The one book I managed to finish in July, Alan Jacobs’ How To Think, is increasingly beginning to seem like an inspired choice not least for how often my Twitter timeline has tottered on the edge of a complete meltdown over the past few weeks. Existing online as I do at the intersection of being Nigerian (with all its spiritual, cultural and political baggage) and being an active seeker of intellectual complexity at times my Twitter feed has seemed like a frothing mess of controversial tweets and retweets, 140 character takes and counter takes and the occasional link to a think piece published so soon after the event it seeks to analyse that any claim to thoroughness could only be wishful at best. Many a time, I have started typing a furious response to a tweet only to catch myself mid tweet, sigh and walk away.

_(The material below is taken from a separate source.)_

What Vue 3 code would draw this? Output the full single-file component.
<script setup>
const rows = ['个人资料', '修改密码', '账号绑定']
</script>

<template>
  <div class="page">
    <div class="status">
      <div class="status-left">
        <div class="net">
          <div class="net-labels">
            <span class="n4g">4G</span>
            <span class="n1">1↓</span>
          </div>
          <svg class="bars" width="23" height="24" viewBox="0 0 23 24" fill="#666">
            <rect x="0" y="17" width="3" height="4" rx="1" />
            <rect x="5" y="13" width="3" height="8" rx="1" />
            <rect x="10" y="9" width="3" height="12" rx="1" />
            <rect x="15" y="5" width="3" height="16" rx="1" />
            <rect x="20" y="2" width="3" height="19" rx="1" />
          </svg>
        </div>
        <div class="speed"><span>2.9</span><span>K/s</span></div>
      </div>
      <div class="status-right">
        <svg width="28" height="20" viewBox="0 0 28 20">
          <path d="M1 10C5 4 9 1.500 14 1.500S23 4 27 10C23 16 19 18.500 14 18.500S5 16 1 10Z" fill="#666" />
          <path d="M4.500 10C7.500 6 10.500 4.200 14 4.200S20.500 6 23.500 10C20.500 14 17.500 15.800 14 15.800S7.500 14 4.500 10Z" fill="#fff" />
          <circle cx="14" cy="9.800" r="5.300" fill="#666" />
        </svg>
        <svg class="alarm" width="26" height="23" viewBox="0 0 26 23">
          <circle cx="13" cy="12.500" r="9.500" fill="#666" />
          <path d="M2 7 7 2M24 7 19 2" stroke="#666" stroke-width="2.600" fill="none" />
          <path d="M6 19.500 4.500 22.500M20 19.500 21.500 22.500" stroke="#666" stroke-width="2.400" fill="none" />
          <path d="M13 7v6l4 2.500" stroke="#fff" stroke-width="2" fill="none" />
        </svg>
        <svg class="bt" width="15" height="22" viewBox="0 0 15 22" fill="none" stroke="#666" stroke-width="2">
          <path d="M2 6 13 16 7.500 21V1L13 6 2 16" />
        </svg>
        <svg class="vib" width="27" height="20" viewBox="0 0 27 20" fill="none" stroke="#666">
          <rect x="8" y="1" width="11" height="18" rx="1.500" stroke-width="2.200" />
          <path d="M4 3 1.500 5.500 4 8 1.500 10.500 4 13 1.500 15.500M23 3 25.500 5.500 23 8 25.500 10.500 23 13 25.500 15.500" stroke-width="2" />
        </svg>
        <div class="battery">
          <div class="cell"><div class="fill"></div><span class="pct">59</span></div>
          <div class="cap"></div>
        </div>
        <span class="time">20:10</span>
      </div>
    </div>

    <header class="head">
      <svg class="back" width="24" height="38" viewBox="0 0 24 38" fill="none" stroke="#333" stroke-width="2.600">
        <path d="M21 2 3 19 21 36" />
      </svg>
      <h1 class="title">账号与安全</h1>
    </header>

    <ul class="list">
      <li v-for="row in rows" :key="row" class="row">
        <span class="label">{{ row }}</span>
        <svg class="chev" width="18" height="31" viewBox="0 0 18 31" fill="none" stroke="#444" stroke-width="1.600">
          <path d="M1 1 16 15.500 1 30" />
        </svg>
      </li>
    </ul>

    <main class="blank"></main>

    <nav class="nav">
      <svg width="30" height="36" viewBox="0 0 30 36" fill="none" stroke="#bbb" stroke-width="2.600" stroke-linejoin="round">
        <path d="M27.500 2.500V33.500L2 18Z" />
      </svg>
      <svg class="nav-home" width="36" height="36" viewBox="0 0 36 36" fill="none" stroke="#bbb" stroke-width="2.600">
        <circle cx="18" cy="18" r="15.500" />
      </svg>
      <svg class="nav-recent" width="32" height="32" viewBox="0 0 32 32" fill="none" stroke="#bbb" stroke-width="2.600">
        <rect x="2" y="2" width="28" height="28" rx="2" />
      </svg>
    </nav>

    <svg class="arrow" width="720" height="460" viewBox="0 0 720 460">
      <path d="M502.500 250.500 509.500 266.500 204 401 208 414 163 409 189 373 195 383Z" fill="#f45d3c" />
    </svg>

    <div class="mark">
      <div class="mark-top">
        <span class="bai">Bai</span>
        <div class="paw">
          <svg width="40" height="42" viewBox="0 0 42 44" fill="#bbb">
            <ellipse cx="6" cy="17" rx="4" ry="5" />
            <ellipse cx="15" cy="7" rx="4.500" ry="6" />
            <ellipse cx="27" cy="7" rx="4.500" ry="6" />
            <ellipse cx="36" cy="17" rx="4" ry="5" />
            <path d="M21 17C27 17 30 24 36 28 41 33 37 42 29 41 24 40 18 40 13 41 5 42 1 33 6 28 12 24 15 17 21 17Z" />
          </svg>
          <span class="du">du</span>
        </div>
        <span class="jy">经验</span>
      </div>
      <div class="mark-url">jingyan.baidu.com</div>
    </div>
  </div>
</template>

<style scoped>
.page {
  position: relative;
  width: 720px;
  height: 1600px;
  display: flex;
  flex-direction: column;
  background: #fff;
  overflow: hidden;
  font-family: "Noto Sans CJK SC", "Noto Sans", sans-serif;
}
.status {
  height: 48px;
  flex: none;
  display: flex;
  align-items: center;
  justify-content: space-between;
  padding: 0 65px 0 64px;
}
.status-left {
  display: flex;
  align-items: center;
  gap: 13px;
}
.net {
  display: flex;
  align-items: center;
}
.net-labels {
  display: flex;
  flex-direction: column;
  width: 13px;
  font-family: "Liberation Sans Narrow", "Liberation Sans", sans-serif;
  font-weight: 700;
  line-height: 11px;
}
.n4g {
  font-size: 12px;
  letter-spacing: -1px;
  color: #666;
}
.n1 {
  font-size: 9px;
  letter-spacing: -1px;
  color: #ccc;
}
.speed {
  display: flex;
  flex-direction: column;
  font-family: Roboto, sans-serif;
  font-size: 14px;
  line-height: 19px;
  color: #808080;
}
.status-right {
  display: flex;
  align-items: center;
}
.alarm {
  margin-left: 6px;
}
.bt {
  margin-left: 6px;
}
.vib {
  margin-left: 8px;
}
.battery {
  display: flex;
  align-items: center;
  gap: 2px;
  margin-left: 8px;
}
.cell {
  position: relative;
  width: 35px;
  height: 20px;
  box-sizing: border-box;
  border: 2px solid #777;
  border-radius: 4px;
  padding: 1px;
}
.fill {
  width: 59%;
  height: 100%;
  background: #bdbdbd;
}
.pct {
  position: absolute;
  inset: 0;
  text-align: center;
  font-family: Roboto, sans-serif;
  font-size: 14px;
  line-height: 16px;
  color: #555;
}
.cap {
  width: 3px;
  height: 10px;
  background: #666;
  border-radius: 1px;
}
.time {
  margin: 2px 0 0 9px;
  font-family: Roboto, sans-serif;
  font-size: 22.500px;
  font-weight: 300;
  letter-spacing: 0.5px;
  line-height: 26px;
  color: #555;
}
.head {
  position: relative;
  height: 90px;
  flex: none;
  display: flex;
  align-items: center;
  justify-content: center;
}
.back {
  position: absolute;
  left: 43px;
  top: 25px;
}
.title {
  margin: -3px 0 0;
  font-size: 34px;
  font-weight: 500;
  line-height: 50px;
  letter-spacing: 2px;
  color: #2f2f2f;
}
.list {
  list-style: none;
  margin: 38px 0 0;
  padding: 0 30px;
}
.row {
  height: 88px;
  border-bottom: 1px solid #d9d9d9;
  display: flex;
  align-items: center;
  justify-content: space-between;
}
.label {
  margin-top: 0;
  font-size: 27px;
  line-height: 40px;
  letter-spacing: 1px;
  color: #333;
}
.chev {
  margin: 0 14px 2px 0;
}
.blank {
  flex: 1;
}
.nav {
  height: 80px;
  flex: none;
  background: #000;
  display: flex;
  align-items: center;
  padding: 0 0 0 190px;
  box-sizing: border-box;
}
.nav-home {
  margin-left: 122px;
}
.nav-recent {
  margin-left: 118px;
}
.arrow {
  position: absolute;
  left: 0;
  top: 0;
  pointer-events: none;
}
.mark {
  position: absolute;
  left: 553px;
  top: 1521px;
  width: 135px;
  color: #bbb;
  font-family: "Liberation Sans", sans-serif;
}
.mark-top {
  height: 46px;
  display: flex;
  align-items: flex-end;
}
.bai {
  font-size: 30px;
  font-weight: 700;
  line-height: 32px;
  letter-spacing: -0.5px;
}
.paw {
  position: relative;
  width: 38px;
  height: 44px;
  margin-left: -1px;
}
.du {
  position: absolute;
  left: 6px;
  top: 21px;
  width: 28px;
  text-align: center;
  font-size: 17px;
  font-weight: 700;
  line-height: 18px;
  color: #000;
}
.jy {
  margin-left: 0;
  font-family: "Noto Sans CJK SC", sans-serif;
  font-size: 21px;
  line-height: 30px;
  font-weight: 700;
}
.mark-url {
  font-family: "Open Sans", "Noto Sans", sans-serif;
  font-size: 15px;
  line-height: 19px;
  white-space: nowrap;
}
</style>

I would like to think that the overriding driver behind my choice to not add to the noise has been noble but the longer I think about it, the more I see that most times it has been due to a fear of sorts – that the views I am about to share might get ripped to shreds by the collective wisdom of the frothing masses – or at other times fatigue from all the digesting and engagement I am having to do. A recurring thread in the book is how our perspectives, views and memberships colour our understanding of facts and (naturally?) drive us towards thinking in herds. Social Media and its engagement algorithms drive us further into the depths of our herds, our Inner Rings (to borrow from CS Lewis) and our echo chambers. The final chapter ends with an offering of 12 ideas – a thinking person’s checklist – which are well worth a read. A few key ones for me not in as many words: Take 5 minutes, value learning over debating, eschew virtue signalling, gravitate towards communities that can handle disagreements with equanimity, assess your repugnances and be brave, one I can certainly use more of I suspect.

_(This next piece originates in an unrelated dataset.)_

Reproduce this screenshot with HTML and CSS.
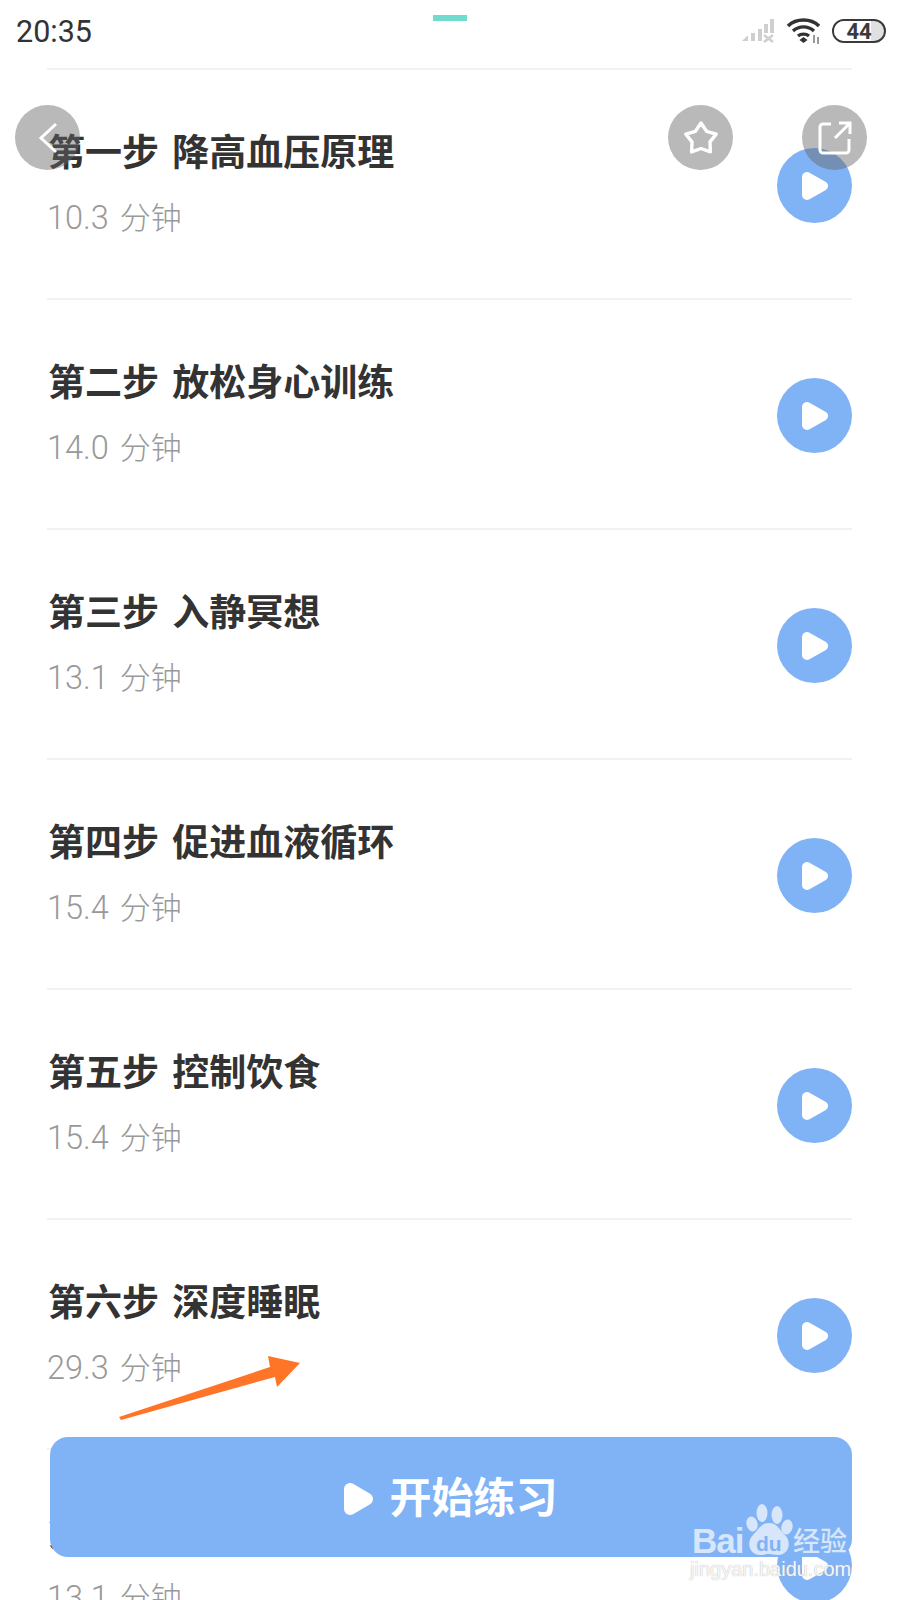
FILE: index.html
```html
<!DOCTYPE html>
<html lang="zh-CN">
<head>
    <meta charset="UTF-8">
    <title>降高血压</title>
    <link rel="stylesheet" href="styles.css">
</head>
<body>
<section class="wrap">
    <div class="statusBar">
        <span class="time">20:35</span>
        <span class="notch"></span>
        <div class="statusIcons">
            <svg class="signal" width="32" height="24" viewBox="0 0 32 24">
                <path d="M0 22l5-5h1v5zM9 14h4v8H9zM16 10h4v12h-4zM22 5h4v9h-4zM28 0h4v14h-4z" fill="#cfcfcf"/>
                <path d="M22 16l9 7M31 16l-9 7" stroke="#cfcfcf" stroke-width="2.500"/>
            </svg>
            <svg class="wifi" width="33" height="26" viewBox="0 0 33 26">
                <path d="M1 8C9 0 24 0 32 8M6 13c6-5.500 15-5.500 21 0M11 18c3-2.500 8-2.500 11 0" fill="none" stroke="#333" stroke-width="3.400"/>
                <path d="M16.500 19l4 3-4 3-4-3z" fill="#333"/>
                <path d="M27 17v8M31 19v7" stroke="#999" stroke-width="2"/>
            </svg>
            <div class="battery"><span class="batteryFill"></span><span class="batteryText">44</span></div>
        </div>
    </div>

    <ul class="steps">
        <li class="step">
            <div><h3>第一步 降高血压原理</h3><p>10.3 <span>分钟</span></p></div>
            <span class="playBtn"><svg width="26" height="28" viewBox="0 0 26 28"><path d="M5 5v18l16-9z" fill="#fff" stroke="#fff" stroke-width="10" stroke-linejoin="round"/></svg></span>
        </li>
        <li class="step">
            <div><h3>第二步 放松身心训练</h3><p>14.0 <span>分钟</span></p></div>
            <span class="playBtn"><svg width="26" height="28" viewBox="0 0 26 28"><path d="M5 5v18l16-9z" fill="#fff" stroke="#fff" stroke-width="10" stroke-linejoin="round"/></svg></span>
        </li>
        <li class="step">
            <div><h3>第三步 入静冥想</h3><p>13.1 <span>分钟</span></p></div>
            <span class="playBtn"><svg width="26" height="28" viewBox="0 0 26 28"><path d="M5 5v18l16-9z" fill="#fff" stroke="#fff" stroke-width="10" stroke-linejoin="round"/></svg></span>
        </li>
        <li class="step">
            <div><h3>第四步 促进血液循环</h3><p>15.4 <span>分钟</span></p></div>
            <span class="playBtn"><svg width="26" height="28" viewBox="0 0 26 28"><path d="M5 5v18l16-9z" fill="#fff" stroke="#fff" stroke-width="10" stroke-linejoin="round"/></svg></span>
        </li>
        <li class="step">
            <div><h3>第五步 控制饮食</h3><p>15.4 <span>分钟</span></p></div>
            <span class="playBtn"><svg width="26" height="28" viewBox="0 0 26 28"><path d="M5 5v18l16-9z" fill="#fff" stroke="#fff" stroke-width="10" stroke-linejoin="round"/></svg></span>
        </li>
        <li class="step">
            <div><h3>第六步 深度睡眠</h3><p>29.3 <span>分钟</span></p></div>
            <span class="playBtn"><svg width="26" height="28" viewBox="0 0 26 28"><path d="M5 5v18l16-9z" fill="#fff" stroke="#fff" stroke-width="10" stroke-linejoin="round"/></svg></span>
        </li>
        <li class="step">
            <div><h3>第七步 放松睡眠</h3><p>13.1 <span>分钟</span></p></div>
            <span class="playBtn"><svg width="26" height="28" viewBox="0 0 26 28"><path d="M5 5v18l16-9z" fill="#fff" stroke="#fff" stroke-width="10" stroke-linejoin="round"/></svg></span>
        </li>
    </ul>

    <!-- floating buttons over the list -->
    <span class="roundBtn backBtn">
        <svg width="20" height="32" viewBox="0 0 20 32"><path d="M18 2L3 16l15 14" fill="none" stroke="#fff" stroke-width="3"/></svg>
    </span>
    <span class="roundBtn starBtn">
        <svg width="36" height="36" viewBox="0 0 36 36"><path d="M18 3l5.600 8.300 9.600 2.800-6.200 7.800.4 10-9.400-3.400-9.400 3.400.4-10-6.200-7.800 9.600-2.800z" fill="none" stroke="#fff" stroke-width="3.400" stroke-linejoin="round"/></svg>
    </span>
    <span class="roundBtn shareBtn">
        <svg width="34" height="34" viewBox="0 0 34 34"><path d="M13 3H5a3 3 0 0 0-3 3v23a3 3 0 0 0 3 3h23a3 3 0 0 0 3-3V18M17 17L31 3M21 2h11v11" fill="none" stroke="#fff" stroke-width="3"/></svg>
    </span>

    <svg class="arrow" width="190" height="70" viewBox="0 0 190 70">
        <path d="M0 61L151 11 149 0l32 7-23 24-2-10L2 64z" fill="#ff7527"/>
    </svg>

    <button class="startBtn" type="button">
        <svg width="29" height="32" viewBox="0 0 29 32"><path d="M6 6v20l17-10z" fill="#fff" stroke="#fff" stroke-width="12" stroke-linejoin="round"/></svg>
        <span>开始练习</span>
    </button>

    <div class="watermark">
        <div class="wmLogo">
            <span class="wmBai">Bai</span>
            <svg class="wmPaw" width="48" height="53" viewBox="0 0 48 53">
                <ellipse cx="17" cy="10" rx="5.500" ry="9"/>
                <ellipse cx="32" cy="12" rx="5.500" ry="9"/>
                <ellipse cx="7" cy="21" rx="5.500" ry="7.500" transform="rotate(-15 7 21)"/>
                <ellipse cx="42" cy="24" rx="5.500" ry="7.500" transform="rotate(15 42 24)"/>
                <path d="M24 20c8 0 10 6 16 12 7 7 4 20-7 20-4 0-6-1-9-1s-5 1-9 1C4 52 1 39 8 32c6-6 8-12 16-12z"/>
            </svg>
            <span class="wmDu">du</span>
            <span class="wmCn">经验</span>
        </div>
        <div class="wmUrl">jingyan.baidu.com</div>
    </div>
</section>
</body>
</html>
```

FILE: styles.css
```css
html,body{
    margin:0;
    padding:0;
}
body{
    font-family:"Roboto","Noto Sans CJK SC",sans-serif;
    background-color:#fff;
}
.wrap{
    position:relative;
    width:900px;
    height:1600px;
    overflow:hidden;
}
.statusBar{
    height:68px;
    padding:0 14px 6px 16px;
    display:flex;
    align-items:center;
    justify-content:space-between;
    box-sizing:border-box;
}
.time{
    font-size:30.5px;
    color:#333;
}
.notch{
    position:absolute;
    left:433px;
    top:15px;
    width:34px;
    height:6px;
    background-color:#6fdccd;
}
.statusIcons{
    display:flex;
    align-items:center;
    gap:12px;
}
.signal{
    margin-right:1px;
}
.battery{
    position:relative;
    width:50px;
    height:20px;
    border:2.5px solid #3a3a3a;
    border-radius:13px;
    overflow:hidden;
    text-align:center;
    background-color:#e0e0e0;
}
.batteryFill{
    position:absolute;
    left:0;
    top:0;
    bottom:0;
    width:74%;
    background-color:#fff;
}
.batteryText{
    position:relative;
    font-size:22px;
    line-height:21px;
    font-weight:700;
    color:#3a3a3a;
    display:block;
}
.steps{
    list-style:none;
    margin:0 48px 0 47px;
    padding:0;
    border-top:2px solid #f2f2f2;
}
.step{
    box-sizing:border-box;
    height:230px;
    padding-top:3px;
    border-bottom:2px solid #f2f2f2;
    display:flex;
    align-items:center;
    justify-content:space-between;
}
.step h3{
    margin:0;
    padding-left:1px;
    font-size:37px;
    line-height:50px;
    font-weight:700;
    color:#333;
    word-spacing:4px;
}
.step p{
    margin:15px 0 0;
    font-size:32.5px;
    line-height:48px;
    font-weight:300;
    color:#999;
    word-spacing:3px;
}
.step p span{
    font-size:31px;
}
.playBtn{
    width:75px;
    height:75px;
    border-radius:50%;
    background-color:#80b3f6;
    display:flex;
    align-items:center;
    justify-content:center;
}
.roundBtn{
    position:absolute;
    top:105px;
    width:65px;
    height:65px;
    border-radius:50%;
    background-color:rgba(100,100,100,.45);
    display:flex;
    align-items:center;
    justify-content:center;
}
.backBtn{
    left:15px;
}
.starBtn{
    left:668px;
}
.shareBtn{
    left:802px;
}
.arrow{
    position:absolute;
    left:119px;
    top:1356px;
}
.startBtn{
    position:absolute;
    left:50px;
    top:1437px;
    width:802px;
    height:120px;
    border:0;
    border-radius:18px;
    background-color:#80b3f6;
    color:#fff;
    font-family:"Noto Sans CJK SC",sans-serif;
    font-size:42px;
    font-weight:700;
    display:flex;
    align-items:center;
    justify-content:center;
    gap:16px;
}
.startBtn svg{
    margin-top:4px;
}
.startBtn span{
    margin-bottom:6px;
}
.watermark{
    position:absolute;
    left:690px;
    top:1503px;
    width:180px;
    color:#d8e6fb;
}
.wmLogo{
    position:relative;
    height:53px;
}
.wmBai{
    position:absolute;
    left:2px;
    top:18px;
    font-family:"Liberation Sans",sans-serif;
    font-size:35px;
    line-height:40px;
    font-weight:700;
    letter-spacing:-1px;
}
.wmPaw{
    position:absolute;
    left:55px;
    top:0;
    fill:#d8e6fb;
}
.wmDu{
    position:absolute;
    left:66px;
    top:29px;
    font-family:"Liberation Sans",sans-serif;
    font-size:21px;
    line-height:24px;
    font-weight:700;
    color:#80b3f6;
}
.wmCn{
    position:absolute;
    left:103px;
    top:20px;
    font-family:"Noto Sans CJK SC",sans-serif;
    font-size:27px;
    line-height:34px;
    font-weight:500;
}
.wmUrl{
    font-family:"Liberation Sans",sans-serif;
    font-size:20px;
    line-height:26px;
    color:#f6f6f6;
    text-shadow:0 0 1px #aaa;
    white-space:nowrap;
}
```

A year ago if you asked me how well I enjoyed my own company, on a scale of 1 to 10 I would place myself somewhere between 9 and 9.5, the 0.5 my attempt at modesty. Pressed for evidence, I would point to the various things I did alone without so much as a flutter of an eyelid — Football Manager, a substantial list of feeds subscribed to in my Feedly, a number of series I watch obsessively and any number of books I have my nose in from time to time.
That is why I find the sense of listlessness I begin to feel mid-way through my two weeks away from work doubly disconcerting. Far from being painstakingly planned and flawlessly executed, the two week holiday happens to me suddenly, the result of a perfect storm of failing to request the days (hoping I can convince S to go away with me for a week) and a month at work which frankly seems to have come from hell. I barely have time to send out the notes from the last meeting on the 21st before I have to leave the building, a compromise which still leaves me having lost three days of holiday.

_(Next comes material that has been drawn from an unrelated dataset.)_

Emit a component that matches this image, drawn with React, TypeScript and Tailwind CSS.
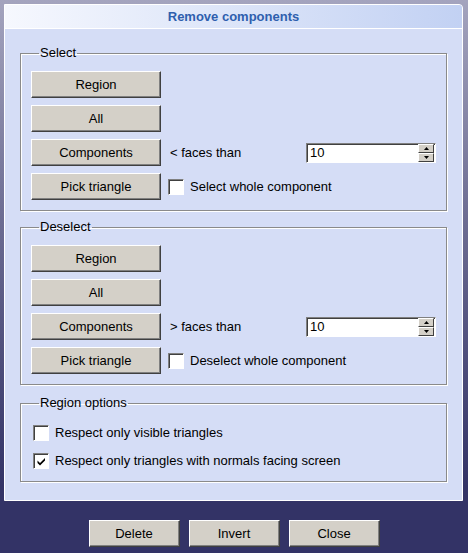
import React from 'react'

const font = { fontFamily: '"Liberation Sans", Arial, sans-serif' }

function WinButton({ label, className = '' }: { label: string; className?: string }) {
  return (
    <button
      className={`h-[27px] bg-[#d4d0c8] text-[13px] text-black border border-t-white border-l-white border-r-[#404040] border-b-[#404040] shadow-[inset_-1px_-1px_0_#808080] ${className}`}
    >
      {label}
    </button>
  )
}

function Check({ checked = false }: { checked?: boolean }) {
  return (
    <span className="w-[16px] h-[16px] shrink-0 bg-white border border-t-[#808080] border-l-[#808080] border-r-white border-b-white shadow-[inset_1px_1px_0_#404040] flex items-center justify-center">
      {checked && (
        <svg width="9" height="9" viewBox="0 0 9 9">
          <path d="M0.5 3.5 L3 6 L8 1 L8 3.5 L3 8.5 L0.5 6 Z" fill="#000" />
        </svg>
      )}
    </span>
  )
}

function SpinBox({ value }: { value: string }) {
  return (
    <div className="w-[130px] h-[20px] bg-white border border-t-[#808080] border-l-[#808080] border-r-white border-b-white shadow-[inset_1px_1px_0_#404040] flex items-center">
      <span className="flex-1 pl-[3px] text-[13px] leading-none">{value}</span>
      <div className="flex flex-col w-[16px] h-[18px] mr-[1px]">
        <span className="flex-1 bg-[#d4d0c8] border border-t-white border-l-white border-r-[#404040] border-b-[#404040] flex items-center justify-center">
          <svg width="5" height="3" viewBox="0 0 5 3"><path d="M2.5 0 L5 3 L0 3 Z" fill="#000" /></svg>
        </span>
        <span className="flex-1 bg-[#d4d0c8] border border-t-white border-l-white border-r-[#404040] border-b-[#404040] flex items-center justify-center">
          <svg width="5" height="3" viewBox="0 0 5 3"><path d="M0 0 L5 0 L2.5 3 Z" fill="#000" /></svg>
        </span>
      </div>
    </div>
  )
}

function Group({ title, children, className = '' }: { title: string; children: React.ReactNode; className?: string }) {
  return (
    <fieldset className={`border border-[#8a8a8a] shadow-[1px_1px_0_white,inset_1px_1px_0_white] px-[10px] pb-[10px] ${className}`}>
      <legend className="ml-[8px] px-[1px] text-[13px] leading-4 text-black">{title}</legend>
      {children}
    </fieldset>
  )
}

function SelectBlock({ sign, check }: { sign: string; check: string }) {
  return (
    <div className="flex flex-col gap-[7px] pt-[10px]">
      <WinButton label="Region" className="w-[130px]" />
      <WinButton label="All" className="w-[130px]" />
      <div className="flex items-center">
        <WinButton label="Components" className="w-[130px]" />
        <span className="ml-[9px] text-[13px] w-[136px]">{sign} faces than</span>
        <SpinBox value="10" />
      </div>
      <div className="flex items-center">
        <WinButton label="Pick triangle" className="w-[130px]" />
        <span className="ml-[7px]"><Check /></span>
        <span className="ml-[6px] text-[13px]">{check}</span>
      </div>
    </div>
  )
}

export default function App() {
  return (
    <div
      className="w-[468px] h-[553px] bg-[linear-gradient(to_bottom,#a4a4be_0%,#6c6c92_40%,#333366_88%)] pt-[4px] pl-[4px] overflow-hidden"
      style={font}
    >
      {/* Dialog panel */}
      <div className="w-[459px] h-[497px] border border-white rounded-tr-[4px] bg-[#d5ddf6] flex flex-col">
        <div className="h-[24px] border-b border-white bg-[linear-gradient(to_right,#f6f8fe,#c2d1f3)] flex items-center justify-center rounded-tr-[3px]">
          <span className="text-[13px] font-bold text-[#2f5fae]">Remove components</span>
        </div>

        <div className="px-[15px] pt-[16px] flex flex-col">
          <Group title="Select">
            <SelectBlock sign="<" check="Select whole component" />
          </Group>
          <Group title="Deselect" className="mt-[8px]">
            <SelectBlock sign=">" check="Deselect whole component" />
          </Group>
          <Group title="Region options" className="mt-[10px] pb-[12px]">
            <div className="flex flex-col gap-[12px] pt-[14px] pl-[2px]">
              <label className="flex items-center gap-[6px] text-[13px] leading-4">
                <Check />
                Respect only visible triangles
              </label>
              <label className="flex items-center gap-[6px] text-[13px] leading-4">
                <Check checked />
                Respect only triangles with normals facing screen
              </label>
            </div>
          </Group>
        </div>
      </div>

      {/* Bottom buttons */}
      <div className="flex justify-center gap-[9px] mt-[19px] pr-[4px]">
        <WinButton label="Delete" className="w-[91px]" />
        <WinButton label="Invert" className="w-[91px]" />
        <WinButton label="Close" className="w-[91px]" />
      </div>
    </div>
  )
}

I do manage to hatch a cunning plan to make the most of the enforced holiday — the first of the weeks till after Christmas up in my corner of Scotland and then a quick hop down south to London till the New Year.
What my plan fails to account for is S’s Spanish jaunt getting off to a dodgy start, the absence of wifi at their lodgings meaning that communication is at a premium, limited to the occasional text message sent by international text. The combination of loads of time on my hand, and a limited number of places I can go to at short notice drives my mind into overdrive, what-ifs, maybes and should haves jostling for primacy in my mind. I find myself twiddling my thumbs, counting the hours and finding little comfort in the things that used to fill my alone time, hardly the most productive or healthy use of my time and energy
This sense of discomfiture at the absence of someone is one of the things I have perhaps struggled most with over the last few months, particularly as this thing with S has evolved. Part of me realises that there is a balance somewhere, between retaining individuality and yet becoming a collective that is greater than the sum of its parts.
I suppose NCIS:LA’s Nell Jones (Renée Felice Smith) captures this most succinctly in the Season 8 Christmas episode, “Tidings We Bring”, when in a conversation over a gift she gives to Eric Beale (played by Barrett Foa), she describes them as pendulums which keep time individually but when placed on the same wall sync up.
Spent the entire weekend building up to a conversation with L. The arguments and counter arguments were all laid out in my head, in my very worst Ted Mosby imitation. Here on the cusp of the actual meeting, it doesn’t feel so cut and dried in my head anymore, which may or may not be a good thing… I guess I’ll know soon enough how it goes..
In-between solving a convoluted case in the last episode of NCIS: New Orleans, “Radio Silence” (Season 2, Episode 17), Dwayne Pride has to deal with his daughter’s angst at the pressure she feels he’s put on her to explore her musical talents. In the final scene they reach a resolution of sorts agreeing to finish the semester before revisiting her decision to drop out of music school, and then play out to “Under Pressure“. I hope I can be there for my (future) daughter in the same way, being able to relate and resolve any issues she has…
Spent the bulk of the weekend re-watching Season 9 of How I Met Your Mother, complete with its unsatisfactory ending in which Ted shoots off to Robin’s after all she put him through. Tsk!!! Tsk!!! Before that though, Ted’s summation of his 9 year journey to finding Tracy did resonate with my inner suppressed romantic:
It was at times a long, difficult road. But I’m glad it was long and difficult, because if I hadn’t gone through hell to get there, the lesson might not have been as clear. You see, kids, right from the moment I met your mom, I knew… I have to love this woman as much as I can for as long as I can, and I can never stop loving her, not even for a second. I carried that lesson with me through every stupid fight we ever had, every 5:00 a.m. Christmas morning, every sleepy Sunday afternoon, through every speed bump. Every pang of jealousy or boredom or uncertainty that came our way, I carried that lesson with me. And I carried it with me when she got sick. Even then, in what can only be called the worst of times, all I could do was look at her and thank God, thank every god there is, or ever was, or will be, and the whole universe, and anyone else I can possibly thank that I saw that beautiful girl on that train platform, and that I had the guts to stand up, walk over to her, tap her on the shoulder, open my mouth, and speak.
Oh to love and be loved that intentionally and intensely.